Equal Employment Opportunity Commission chairman and gay-rights advocate Chai Feldblum agrees with George.  The former Georgetown law professor has written sympathetically about religious concerns, but he concludes that the clash between gay rights and religious liberty is a "zero-sum" affair.  People who don't see that are fooling themselves, she contends.
So, with the front in the gay-marriage culture war shifting to religious liberty, where do traditionalists stand?
George writes that they have to win this battle entirely or be crushed everywhere, as segregationists were, and for the same reason: their views will be deemed too abhorrent to be tolerated.  On this view, preserving religious liberty cannot be separated from preserving traditional marriage.
Wilson, a religious-liberty scholar, believes that there is room for compromise at the state level to protect religious liberty, and there are good prudential reasons for both sides to do so — but time is running out for the faithful to make deals in state legislatures.
Anderson, the think-tank philosopher, contends that the battle over the meaning of marriage is increasingly difficult but can be won.  In any case, he says, it must be waged to prevent an eventual rout for religious liberty. 
And Gallagher, the activist, no longer believes winning — that is, stopping gay marriage — is possible but insists, like Anderson, that conservatives cannot afford to surrender and accept their opponents' judgment of them as bigots and haters.
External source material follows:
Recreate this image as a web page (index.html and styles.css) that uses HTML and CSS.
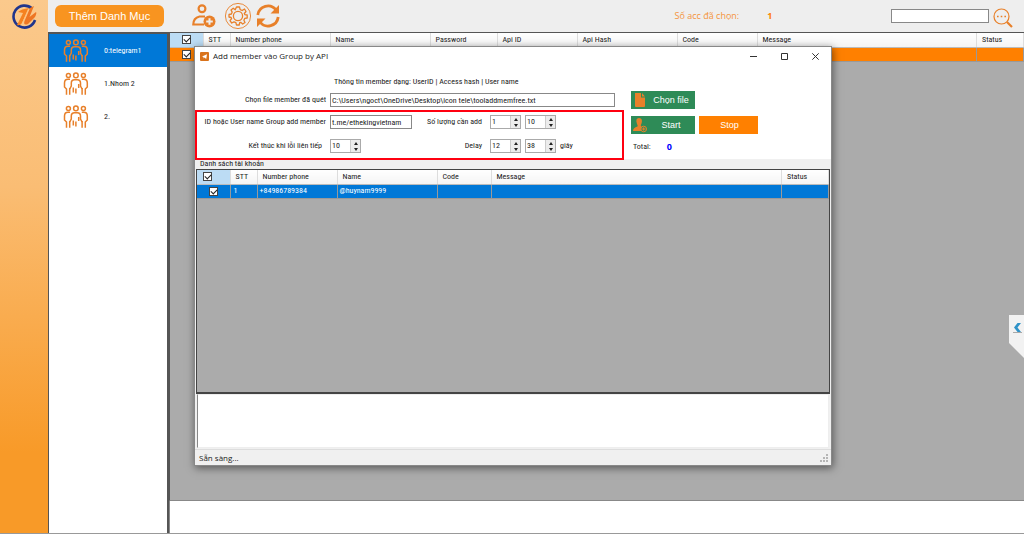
FILE: index.html
```html
<!DOCTYPE html>
<html lang="vi">
<head>
<meta charset="utf-8">
<title>Add member vào Group by API</title>
<link rel="stylesheet" href="styles.css">
</head>
<body>
<svg class="defs" aria-hidden="true">
  <symbol id="people" viewBox="0 0 25 24">
    <g fill="none" stroke="#e8802a" stroke-width="1.5">
      <circle cx="4.9" cy="3.4" r="2"/><circle cx="12.4" cy="3.4" r="2.3"/><circle cx="19.9" cy="3.4" r="2"/>
      <path d="M6.500 7.300H4.500Q1 7.300 1 11V15L3 17V22.800M6.200 16V22.800"/>
      <path d="M18.300 7.300H20.300Q23.800 7.300 23.800 11V15L21.800 17V22.800M18.600 16V22.800"/>
      <path d="M6.200 17L7.800 14V11Q7.800 7.700 11 7.700H13.800Q17 7.700 17 11V14L18.600 17"/>
      <path d="M9.800 15.500V20.500M12.400 16.500V21.500M15.200 12V16"/>
    </g>
  </symbol>
</svg>
<div class="app">
  <aside class="rail">
    <svg class="logo" viewBox="0 0 26 26" aria-hidden="true">
      <path d="M21 5.500A11 11 0 1 0 24 17" fill="none" stroke="#20358c" stroke-width="2.600"/>
      <path d="M7 9Q10 6 18 5L11 20Q9 23 6 22L12 10Z" fill="#f58220"/>
      <path d="M19 5L23 3L18.500 14L25 9Q26 10 24 14L17 21Q12 23 13.500 18Z" fill="#ee7623"/>
      <path d="M17.500 6L11.500 20" stroke="#ffc27d" stroke-width="1"/>
    </svg>
  </aside>
  <header class="topbar">
    <button class="add-category" type="button">Thêm Danh Mục</button>
    <div class="tools">
      <button class="icon-button" type="button" aria-label="Add user">
        <svg viewBox="0 0 24 24" width="24" height="24">
          <g fill="none" stroke="#e8802a" stroke-width="2.200"><circle cx="10" cy="4.800" r="3.400"/>
          <path d="M13 12.500H7.500Q1.300 14 1.300 20.500H12"/></g>
          <circle cx="17.500" cy="17.500" r="6" fill="#e8802a"/><path d="M17.500 14.200V20.800M14.200 17.500H20.800" stroke="#eee" stroke-width="2"/>
        </svg>
      </button>
      <button class="icon-button" type="button" aria-label="Settings">
        <svg viewBox="0 0 28 28" width="28" height="28" fill="none" stroke="#e8802a">
          <circle cx="14" cy="14" r="12.600" stroke-width=".9"/><circle cx="14" cy="14" r="4.600" stroke-width="1.300"/>
          <path stroke-width="1.300" stroke-linejoin="round" d="M12.500 5H15.500L16.200 7.600L18.200 8.500L20.500 7L22 9.500L20.300 11.500L20.900 12.700L23.200 13V16L20.700 16.400L19.900 18.200L21 20.500L18.700 22L16.700 20.300L15.700 20.700L15.200 23H12.500L11.900 20.600L10 19.800L7.700 21L6 18.700L7.600 16.600L7.100 15.500L5 15V12.500L7.400 12L8.200 10.100L7 7.900L9.200 6.200L11.200 7.800Z"/>
        </svg>
      </button>
      <button class="icon-button" type="button" aria-label="Refresh">
        <svg viewBox="0 0 24 24" width="24" height="24">
          <path d="M1.800 11A10.200 10.200 0 0 1 20 6M22.200 13A10.200 10.200 0 0 1 4 18" fill="none" stroke="#e8802a" stroke-width="2.800"/>
          <path d="M23 1V9.500H14.500ZM1 23V14.500H9.500Z" fill="#e8802a"/>
        </svg>
      </button>
    </div>
    <p class="selected"><span>Số acc đã chọn:</span><b>1</b></p>
    <form class="search">
      <input class="search-input" type="text" aria-label="Search">
      <button class="icon-button" type="button" aria-label="Search">
        <svg viewBox="0 0 20 20" width="20" height="20"><circle cx="8.500" cy="8.500" r="7.500" fill="none" stroke="#e8802a" stroke-width="1.200"/>
        <path d="M4 8.500H5.600M7.700 8.500H9.300M11.400 8.500H13" stroke="#e8802a" stroke-width="1.600"/><path d="M14 14L19 19" stroke="#e8802a" stroke-width="2.200"/></svg>
      </button>
    </form>
  </header>
  <nav class="groups">
    <a class="group active" href="#g0"><svg><use href="#people"/></svg><span>0:telegram1</span></a>
    <a class="group" href="#g1"><svg><use href="#people"/></svg><span>1.Nhom 2</span></a>
    <a class="group" href="#g2"><svg><use href="#people"/></svg><span>2.</span></a>
  </nav>
  <main class="workspace">
    <div class="accounts">
      <table class="grid">
        <colgroup><col class="w33"><col class="w27"><col class="w100"><col class="w100"><col class="w67"><col class="w80"><col class="w100"><col class="w80"><col><col class="w47"></colgroup>
        <thead><tr><th class="pick"><input type="checkbox" checked aria-label="Select all"></th><th>STT</th><th>Number phone</th><th>Name</th><th>Password</th><th>Api ID</th><th>Api Hash</th><th>Code</th><th>Message</th><th>Status</th></tr></thead>
        <tbody><tr class="orange"><td class="pick"><input type="checkbox" checked aria-label="Select row"></td><td></td><td></td><td></td><td></td><td></td><td></td><td></td><td></td><td></td></tr></tbody>
      </table>
    </div>
    <div class="log"></div>

    <section class="dialog" role="dialog" aria-labelledby="dialog-title">
      <header class="titlebar">
        <svg viewBox="0 0 9 9" width="9" height="9" aria-hidden="true"><rect width="9" height="9" rx="1" fill="#d9731c"/><path d="M2 4.500L7 2.200L6.200 7L4.500 5.500L3.500 6.500V5Z" fill="#fff"/></svg>
        <h1 id="dialog-title">Add member vào Group by API</h1>
        <button class="win" type="button" aria-label="Minimize"><svg viewBox="0 0 7 7"><path d="M0 3.500H7"/></svg></button>
        <button class="win" type="button" aria-label="Maximize"><svg viewBox="0 0 7 7"><path d="M.5 .5H6.500V6.500H.5Z"/></svg></button>
        <button class="win" type="button" aria-label="Close"><svg viewBox="0 0 7 7"><path d="M.3 .3L6.700 6.700M6.700 .3L.3 6.700"/></svg></button>
      </header>
      <form class="settings">
        <div class="fields">
          <p class="hint">Thông tin member dạng: UserID | Access hash | User name</p>
          <div class="file-row">
            <label for="file">Chọn file member đã quét</label>
            <input id="file" class="text" type="text" value="C:\Users\ngoct\OneDrive\Desktop\icon tele\tooladdmemfree.txt">
          </div>
          <div class="options">
            <label for="target">ID hoặc User name Group add member</label>
            <input id="target" class="text" type="text" value="t.me/ethekingvietnam">
            <label for="min-count">Số lượng cần add</label>
            <div class="spin"><input id="min-count" type="number" value="1"><button type="button" class="up" aria-label="Up"></button><button type="button" class="down" aria-label="Down"></button></div>
            <div class="spin"><input type="number" value="10" aria-label="Max"><button type="button" class="up" aria-label="Up"></button><button type="button" class="down" aria-label="Down"></button></div>
            <span></span>
            <label for="errors">Kết thúc khi lỗi liên tiếp</label>
            <div class="spin"><input id="errors" type="number" value="10"><button type="button" class="up" aria-label="Up"></button><button type="button" class="down" aria-label="Down"></button></div>
            <label for="delay">Delay</label>
            <div class="spin"><input id="delay" type="number" value="12"><button type="button" class="up" aria-label="Up"></button><button type="button" class="down" aria-label="Down"></button></div>
            <div class="spin"><input type="number" value="38" aria-label="Max delay"><button type="button" class="up" aria-label="Up"></button><button type="button" class="down" aria-label="Down"></button></div>
            <span>giây</span>
          </div>
        </div>
        <div class="actions">
          <button class="action green" type="button"><svg viewBox="0 0 14 16"><path d="M2 1H8V5.500H12V14Q12 15 11 15H3Q2 15 2 14ZM9 1L12 4.500H9Z" fill="#e8802a"/></svg><span>Chọn file</span></button>
          <div class="action-row">
            <button class="action green" type="button"><svg viewBox="0 0 14 16"><path d="M6 1C9 1 9.500 4 8.500 6.500Q7 8.500 8.500 9.500Q7.500 11 8 14H0Q0 10.500 4.500 9.500Q5 8.500 4 7Q2 1 6 1Z" fill="#e8802a"/><circle cx="10.700" cy="12" r="2.800" fill="none" stroke="#e8802a"/><path d="M9 12H12.400M10.700 10.300V13.700" stroke="#e8802a"/></svg><span>Start</span></button>
            <button class="action stop" type="button">Stop</button>
          </div>
          <p class="total"><span>Total:</span><b>0</b></p>
        </div>
      </form>
      <fieldset class="list">
        <legend>Danh sách tài khoản</legend>
        <div class="members">
          <table class="grid">
            <colgroup><col class="w33"><col class="w27"><col class="w80"><col class="w100"><col class="w54"><col><col class="w47"></colgroup>
            <thead><tr><th class="pick"><input type="checkbox" checked aria-label="Select all"></th><th>STT</th><th>Number phone</th><th>Name</th><th>Code</th><th>Message</th><th>Status</th></tr></thead>
            <tbody><tr class="blue"><td class="pick"><input type="checkbox" checked aria-label="Select row"></td><td>1</td><td>+84986789384</td><td>@huynam9999</td><td></td><td></td><td></td></tr></tbody>
          </table>
        </div>
      </fieldset>
      <textarea class="output" aria-label="Log"></textarea>
      <footer class="status"><span>Sẵn sàng...</span>
        <svg viewBox="0 0 8 8" width="8" height="8" fill="#b5b5b5"><path d="M6 0H8V2H6ZM3 3H5V5H3ZM6 3H8V5H6ZM0 6H2V8H0ZM3 6H5V8H3ZM6 6H8V8H6Z"/></svg>
      </footer>
    </section>

    <button class="drawer" type="button" aria-label="Open panel">
      <svg viewBox="0 0 15 43" width="15" height="43"><path d="M0 0H15V43L0 28Z" fill="#f2f2f2"/><path d="M8.500 8H12L8.500 12.500L12 17H8.500L5 12.500Z" fill="#2f93c8"/><path d="M4 17.500H13" stroke="#aaa"/></svg>
    </button>
  </main>
</div>
</body>
</html>
```
FILE: styles.css
```css
* { box-sizing: border-box; }
body {
  margin: 0;
  font: 8px/12px "Roboto Condensed", "Liberation Sans", sans-serif;
  color: #222;
}
p, h1 { margin: 0; }
button, input, textarea { font: inherit; color: inherit; margin: 0; }
button { border: 0; padding: 0; background: none; }
.defs { display: none; }

.app {
  display: grid;
  grid-template-columns: 48px 121px minmax(0, 1fr);
  grid-template-rows: 32px minmax(0, 1fr);
  height: 100vh;
  border-bottom: 1px solid #999;
  background: #eee;
}
.rail {
  grid-row: 1 / 3;
  background: linear-gradient(#fbc98c, #fabd74 35%, #f89a28 85%);
}
.logo { display: block; width: 26px; height: 26px; margin: 3px 0 0 11px; }

.topbar {
  grid-column: 2 / 4;
  display: flex;
  align-items: center;
  padding: 0 11px 0 7px;
}
.add-category {
  width: 109px;
  height: 22px;
  border-radius: 6px;
  background: #f89420;
  color: #fff;
  font: 11px/22px "Liberation Sans", sans-serif;
}
.tools { display: flex; align-items: center; gap: 8px; margin-left: 28px; }
.tools .icon-button:last-child { margin-left: -4px; }
.icon-button { display: flex; }
.selected {
  display: flex;
  gap: 28px;
  margin: 0 auto;
  padding-left: 276px;
  font: 9px/14px "Open Sans", sans-serif;
  color: #f5943b;
}
.selected b { color: #ff8000; }
.search { display: flex; align-items: center; gap: 4px; }
.search-input { width: 98px; height: 14px; border: 1px solid #888; background: #fff; }
.search .icon-button { padding-top: 4px; }

.groups { border: 1px solid #555; border-top: 2px solid #555; border-right-width: 2px; border-bottom: 0; background: #fff; }
.group {
  display: flex;
  align-items: center;
  gap: 15px;
  height: 33px;
  padding-left: 14px;
  color: #222;
  text-decoration: none;
}
.group svg { width: 26px; height: 24px; }
.group.active { background: #0078d7; color: #fff; }

.workspace {
  position: relative;
  display: grid;
  grid-template-rows: minmax(0, 1fr) 32px;
  border-top: 1px solid #555;
  overflow: hidden;
}
.accounts { background: #ababab; border-left: 1px solid #555; border-bottom: 1px solid #888; }
.log { background: #fff; border-left: 1px solid #888; }

.grid { width: 100%; table-layout: fixed; border-collapse: collapse; }
.grid th, .grid td {
  height: 14px;
  padding: 0 0 0 5px;
  line-height: 12px;
  text-align: left;
  font-weight: normal;
  white-space: nowrap;
}
.grid th { background: linear-gradient(#fff, #f4f4f4); border-right: 1px solid #ddd; border-bottom: 1px solid #bbb; }
.grid td { border-right: 1px solid #999; border-bottom: 1px solid #999; }
.grid td:nth-child(2) { padding-left: 3px; }
.grid td:nth-child(n + 3) { padding-left: 2px; }
.grid .pick { padding: 0; text-align: center; }
.grid th.pick { background: #bcdcf4; }
.w27 { width: 27px; }
.w33 { width: 33px; }
.w47 { width: 47px; }
.w54 { width: 54px; }
.w67 { width: 67px; }
.w80 { width: 80px; }
.w100 { width: 100px; }
.orange { background: #ff8000; }
.blue { background: #0078d7; color: #fff; }
.grid input {
  appearance: none;
  display: block;
  width: 9px;
  height: 9px;
  margin: 0 auto;
  border: 1px solid #444;
  background: #fff;
}
.members th input { margin-left: 6px; }
.grid input:checked::after {
  content: "";
  display: block;
  width: 5px;
  height: 3px;
  margin: 1px;
  border: solid #222;
  border-width: 0 0 1px 1px;
  transform: rotate(-45deg);
}

.dialog {
  position: absolute;
  inset: 13px 192px 67px 25px;
  display: flex;
  flex-direction: column;
  border: 1px solid #888;
  background: #f0f0f0;
  box-shadow: 1px 2px 8px rgba(0, 0, 0, .5);
}
.titlebar { display: flex; align-items: center; height: 18px; padding: 0 12px 0 5px; background: #fff; }
.titlebar h1 { flex: 1; margin-left: 4px; font: 8px/16px "Open Sans", sans-serif; }
.win { width: 7px; height: 7px; margin-left: 24px; }
.win svg { display: block; width: 7px; height: 7px; fill: none; stroke: #333; stroke-width: 1; }

.settings { display: flex; height: 94px; background: #fff; }
.fields { width: 429px; }
.hint { margin: 11px 0 5px 139px; }
.file-row { display: grid; grid-template-columns: 131px 285px; gap: 4px; align-items: center; }
label { text-align: right; white-space: nowrap; }
.text { width: 100%; height: 14px; padding: 0 1px; border: 1px solid #888; background: #fff; }
.options {
  display: grid;
  grid-template-columns: 129px 82px 70px 31px 31px auto;
  grid-template-rows: 14px 14px;
  column-gap: 4px;
  row-gap: 10px;
  align-items: center;
  height: 50px;
  margin-top: 3px;
  padding-top: 3px;
  border: 2px solid #ff0010;
}
.options label:nth-of-type(n + 2) { padding-right: 4px; }
.spin {
  display: grid;
  grid-template-columns: 19px 10px;
  grid-template-rows: 6px 6px;
  width: 31px;
  border: 1px solid #aaa;
  background: #fff;
}
.spin input {
  grid-row: 1 / 3;
  width: 100%;
  padding: 0 0 0 1px;
  border: 0;
  appearance: textfield;
  background: none;
}
.spin input::-webkit-inner-spin-button { appearance: none; margin: 0; }
.spin button { display: grid; place-items: center; background: #ececec; border-left: 1px solid #ccc; }
.spin button::before { content: ""; border: solid transparent; border-width: 0 2px; }
.spin .up::before { border-bottom: 3px solid #222; }
.spin .down::before { border-top: 3px solid #222; }

.actions { display: flex; flex-direction: column; align-items: flex-start; gap: 7px; padding: 26px 0 0 7px; }
.action-row { display: flex; gap: 4px; }
.action {
  display: flex;
  align-items: center;
  width: 64px;
  height: 18px;
  padding-left: 2px;
  color: #fff;
  font: 9px/18px "Liberation Sans", sans-serif;
}
.action svg { width: 14px; height: 16px; }
.action span { flex: 1; text-align: center; }
.green { background: #2e8b57; }
.stop { width: 59px; justify-content: center; background: #ff8000; }
.total { display: flex; gap: 16px; padding-left: 2px; }
.total b { color: #00f; font-size: 9px; font-family: "Open Sans", sans-serif; }

.list {
  display: flex;
  flex: 1;
  min-height: 0;
  min-width: 0;
  margin: 0;
  padding: 0 1px;
  border: 0;
}
.list legend { padding: 0 4px; line-height: 10px; }
.members { width: 100%; height: 100%; background: #ababab; border: 1px solid #444; border-bottom-width: 2px; }
.output { flex: none; height: 54px; margin: 0 2px 1px; border: 1px solid #eee; border-left: 1px solid #888; background: #fff; resize: none; }
.status { display: flex; flex: none; justify-content: space-between; align-items: center; height: 16px; padding: 0 3px 0 4px; border-top: 1px solid #ddd; font-family: "Open Sans", sans-serif; }

.drawer { position: absolute; top: 282px; right: 0; }
.drawer svg { display: block; }
```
"Refusing despair is a powerful political weapon.  If we don't keep fighting, we are not going to be tolerated," says Gallagher.  In Windsor's wake, she is working to build legal and political institutions to help traditionalists endure coming hardships.
"The question we have to face is this:  did the Supreme Court give us Roe v. Wade, or Brown v. Board?" she says.  "If it's Roe, we lose, but our views of marriage will still be respectable.  But if we let it be Brown, we're in big trouble."